I sometimes worry that I am too busy, just to keep the grief buried. . But Tristan — and Callum — always knew me to be busy.  That’s just who I am.  And I have tried over this past year to have something positive come out of our grief, by building the classrooms in Kenya.

We have now built 3 classrooms at Kamuketha school.  It has been quite a rollercoaster of emotions watching the community support and seeing the excitement in Kenya.  It has meant that I have had to learn to talk about Callum without crying.  I would give anything to have him here, giving me a punch on the arm again and saying, “Good job, Mom.”  Now, I just have to remember that moment, as we walked out of the IWK for the final time.  He had chosen to stop treatment, and I had accepted it. It is still one of the hardest moments of my life.

We have been honoured by all the people who have helped us to build the classrooms in Callum’s memory.   From the very moment I said what we were doing, people jumped on board.  Teresa Mellish at Farmers Helping Farmers has been my constant guide.  Diana Tutty and Maggie and Owen Brown started our first fundraiser at Stratford Elementary.  And then it took off from there!  The 4H Bingo.  Stonepark Soccer.  Della and the sunflower field.

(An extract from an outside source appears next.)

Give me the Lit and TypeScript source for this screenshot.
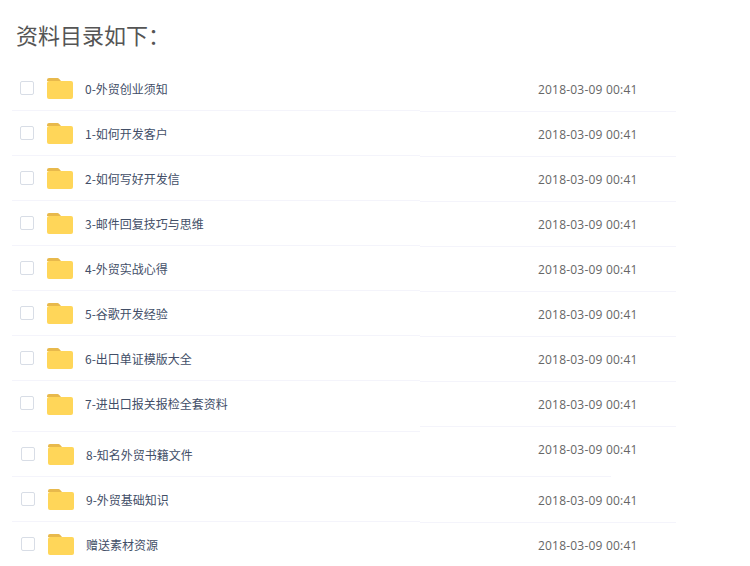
import { LitElement, html, css, svg } from "lit";
import { customElement } from "lit/decorators.js";

const names = ["0-外贸创业须知","1-如何开发客户","2-如何写好开发信","3-邮件回复技巧与思维","4-外贸实战心得","5-谷歌开发经验","6-出口单证模版大全","7-进出口报关报检全套资料","8-知名外贸书籍文件","9-外贸基础知识","赠送素材资源"];

const folder = svg`<svg class="folder" width="26" height="21" viewBox="0 0 26 21"><path d="M0 2a2 2 0 0 1 2-2h8.500a2 2 0 0 1 1.500.700L14 3H0z" fill="#e8b94c"/><path d="M0 5a2 2 0 0 1 2-2h22a2 2 0 0 1 2 2v14a2 2 0 0 1-2 2H2a2 2 0 0 1-2-2z" fill="#ffd659"/></svg>`;

@customElement("app-root")
export class AppRoot extends LitElement {
  static styles = css`
    :host { display: block; width: 750px; height: 566px; overflow: hidden; background: #fff; font-family: "Noto Sans CJK SC", sans-serif; }
    h1 { margin: 0; padding: 18px 0 0 16px; height: 66px; box-sizing: border-box; font-size: 22px; line-height: 32px; font-weight: 400; color: #555; }
    .table { display: grid; grid-template-columns: 408px 256px; margin-left: 12px; }
    .row { display: flex; align-items: center; height: 45px; box-sizing: border-box; border-bottom: 1px solid #f4f4fb; white-space: nowrap; }
    .name { padding-left: 8px; gap: 13px; padding-top: 1px; }
    .name.r7 { height: 51px; padding-bottom: 5px; }
    .name.shift { padding-left: 9px; }
    .box { width: 14px; height: 14px; box-sizing: border-box; border: 1px solid #d8dde6; border-radius: 2px; margin-bottom: 2px; background: #fff; }
    .folder { flex: none; }
    .label { font-size: 12px; line-height: 18px; color: #424e67; margin-left: -1px; }
    .dates { padding-top: 1px; }
    .date { padding-left: 118px; padding-top: 1px; font-family: "Open Sans", sans-serif; font-size: 12px; letter-spacing: 0.2px; color: #666; line-height: 18px; }
    .date.r8 { height: 50px; padding-top: 0; padding-bottom: 3px; }
    .date.r9 { height: 46px; padding-top: 2px; }
    .date.short { width: 191px; }
  `;
  render() {
    return html`
      <h1>资料目录如下：</h1>
      <div class="table">
        <div>
          ${names.map((n, i) => html`<div class="row name ${i === 7 ? "r7" : ""} ${i > 7 ? "shift" : ""}"><span class="box"></span>${folder}<span class="label">${n}</span></div>`)}
        </div>
        <div class="dates">
          ${names.map((_, i) => html`<div class="row date ${i === 8 ? "r8 short" : ""} ${i === 9 ? "r9" : ""}">2018-03-09 00:41</div>`)}
        </div>
      </div>`;
  }
}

Tonya and the pumpkins.  Arm knitting!  There were so many amazing moments.  I hope that all of you realize how important those moments were to me…helping me to get through another year without Callum.  I would not have made it without you.

As we move towards the 2 year anniversary, I hope that everyone will again leave on a light for Callum on the night of April 8th and into the 9th.  It was wonderful to see that last year. And please think about him, and talk about him, and write about him.

I am still a bit angry with Callum that he thought people would forget him.  “Not you, Mom,” he said, thankfully.  Because I hope that he understood that my love for him is imprinted on every cell in my body.

But I hope that no one else has forgotten him. Callum was a very special person. I know that we were lucky to have had him in our lives, even for a short time.  I hope that someday I can just feel the joy of having known him and less of this pain.

Love you forever Call-Call.

xo Mom

New Year’s Eve 2014 – Remembering Two Years Ago


Thinking today about New Year’s Eve 2012. It was one of the happiest New Year’s gifts ever for me — having Callum and Tristan healthy and spending time with my family. So much has changed, but not my love for my two boys. 2014 has been a year of challenges, trying to make my way through my new life without Callum. But I also have to thank everyone who has helped to make Callum’s Classrooms a reality. We have built 3 classrooms in Kenya! It wasn’t even an idea at this time last year. In 2015, I look forward to travelling to Kenya with Tristan to see the classrooms in person. I know that Callum will be with us every step of the way. Thanks to everyone who has supported us in this journey. Asante.

How You Can Help – With Special Thanks to Paula

There is a fundraiser this weekend for Callum’s Classroom.  It is being organized by my friend Paula Pound MacIntyre.  Paula is a very special person to my family.  She has done my hair since I moved to P.E.I. twenty years ago.  So we have a lot of history.

Paula also started doing Callum and Tristan’s hair.  And she was the one who cut Callum’s hair for us when his hair started falling out because of the chemo.  I stood behind a shelf where he couldn’t see me and silently cried my eyes out.  Paula knew, but just kept on going.  She later said it was one of the hardest things she ever did.


She also came to my house after Callum died and did my hair before the Celebration of his life at Glen Stewart School.  I was beyond caring about how I looked.  But she made sure that I held it together, or at least my hair did.

When Paula offered to put on a Charity Cut-a-Thon, I was happy to accept.   Callum loved it when his hair grew back after chemo.  So there is a beautiful symbolism that Paula and the other stylists will be making everyone’s hair look great,  as they raise money to build a kindergarten classroom in Callum’s honour.


Thank you Paula, Heath, Lindsay and every one else at Blue Note.

But especially Paula.  You will always hold a special place in our family’s story.